Her early reform efforts focused on promoting childhood education, specifically kindergartens. She was a member of the International Kindergarten Union and the Allegheny and Pittsburgh Free Kindergarten Association. Her first published work, Stories for Kindergartners and Kindchen, was published in 1901 and True Fairy Stories was published in 1902.

==Suffrage and women's rights activism==
In her 40s, while living with her sister Euphemia in Sewickley, she became an active suffragist. She co-founded the Allegheny County Equal Rights Association, served as president of the Equal Franchise Federation of Western Pennsylvania, was a member of the Pennsylvania Women Suffrage Association, and was the Western district Vice President for the American Woman Suffrage Association. She also protested outside the White House with the Silent Sentinels, during Woodrow Wilson's presidency with Alice Paul.
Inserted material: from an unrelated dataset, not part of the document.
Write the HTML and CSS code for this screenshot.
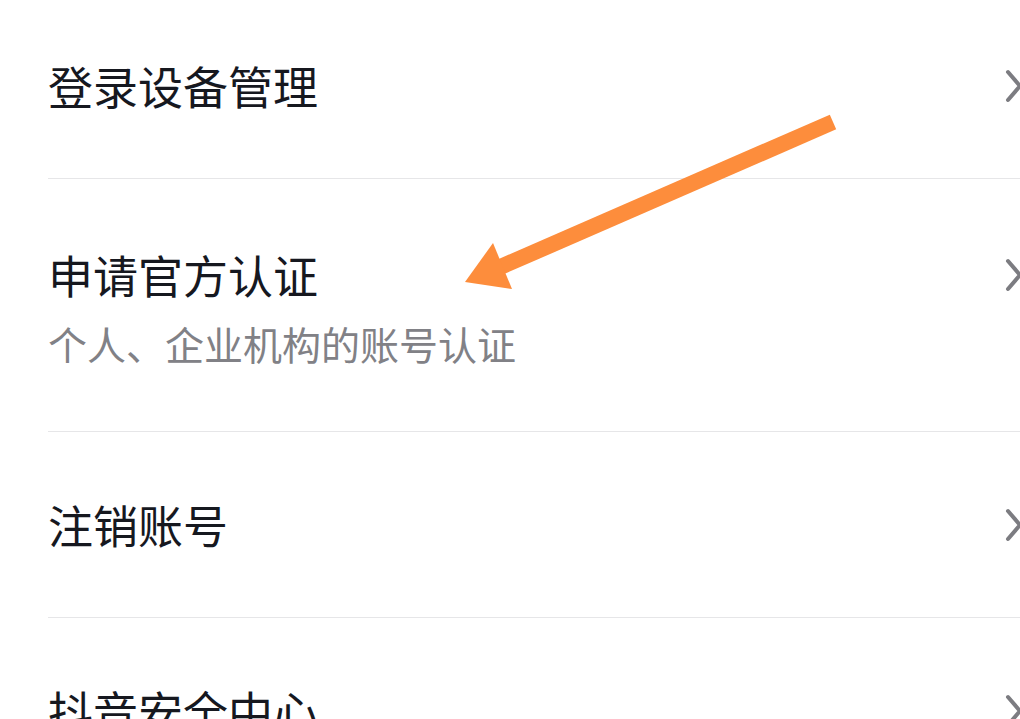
FILE: index.html
```html
<!DOCTYPE html>
<html lang="zh-CN">
<head>
<meta charset="utf-8">
<title>账号与安全</title>
<link rel="stylesheet" href="styles.css">
</head>
<body>
<div class="page">
  <ul class="list">
    <li class="row">
      <div class="line">
        <span class="title">登录设备管理</span>
        <svg class="chev" viewBox="0 0 18 34"><path d="M3 3 L15 17 L3 31"/></svg>
      </div>
    </li>
    <li class="row row-sub">
      <div class="line">
        <span class="title">申请官方认证</span>
        <svg class="chev" viewBox="0 0 18 34"><path d="M3 3 L15 17 L3 31"/></svg>
      </div>
      <div class="sub">个人、企业机构的账号认证</div>
    </li>
    <li class="row">
      <div class="line">
        <span class="title">注销账号</span>
        <svg class="chev" viewBox="0 0 18 34"><path d="M3 3 L15 17 L3 31"/></svg>
      </div>
    </li>
    <li class="row">
      <div class="line">
        <span class="title">抖音安全中心</span>
        <svg class="chev" viewBox="0 0 18 34"><path d="M3 3 L15 17 L3 31"/></svg>
      </div>
    </li>
  </ul>
  <svg class="arrow" viewBox="0 0 1020 719" aria-hidden="true">
    <line x1="833" y1="122" x2="498" y2="268" />
    <polygon points="465,282 493,243 512,289" />
  </svg>
</div>
</body>
</html>
```
FILE: styles.css
```css
html, body {
  margin: 0;
  padding: 0;
  background: #ffffff;
}
body {
  width: 1020px;
  height: 719px;
  overflow: hidden;
  font-family: "Noto Sans CJK SC", "Noto Sans", sans-serif;
}
.page {
  position: relative;
  width: 1020px;
  height: 719px;
  overflow: hidden;
}
.list {
  list-style: none;
  margin: -7px 0 0 48px;
  padding: 0;
}
.row {
  padding: 61px 0;
  border-bottom: 1px solid #e6e6e8;
}
.row-sub {
  padding: 64px 0 61px;
}
.line {
  display: flex;
  align-items: center;
  justify-content: space-between;
}
.title {
  font-size: 45px;
  line-height: 63px;
  color: #16181f;
}
.sub {
  margin-top: 10px;
  font-size: 39px;
  line-height: 54px;
  color: #818186;
}
.chev {
  width: 18px;
  height: 34px;
  margin-right: -3px;
  flex: none;
}
.chev path {
  fill: none;
  stroke: #7c7c81;
  stroke-width: 4;
  stroke-linecap: round;
  stroke-linejoin: round;
}
.arrow {
  position: absolute;
  left: 0;
  top: 0;
  width: 1020px;
  height: 719px;
}
.arrow line {
  stroke: #fd8d3c;
  stroke-width: 16;
}
.arrow polygon {
  fill: #fd8d3c;
}
```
She also worked with Lucy Kennedy Miller and Jennie Bradley Roessing to develop a plan for suffragist training known as the "Pittsburgh Plan" which offered classes on "practical politics" at the University of Pittsburgh. To draw attention to the cause, they organized major public events like a May 2, 1914, parade that marched from the Monongahela Wharf to Schenley Park. Notably unlike many suffrage activities elsewhere, this parade was integrated.

==Later life==
In her 50s, she studied theology at the Hartford Theological Seminary with the goal of becoming an Episcopal minister. Though she struggled to find a church that would employ her because of her gender, she traveled and spoke in support of female clergy and eventually led a parish church in Wyoming. She also published several additional works including a fictional account of her time as a minister, What woman is here? The Autobiography of a Woman Pioneer in the Rural West (1949) and an autobiography Of Long Ago; The Children and the City (1949). Her personal papers, which include an unpublished monograph about the suffrage movement, Ourselves the Suffragettes, are housed at the Heinz History Center Archives. She died at the age of 92 in 1960 and is buried with her family in Allegheny Cemetery.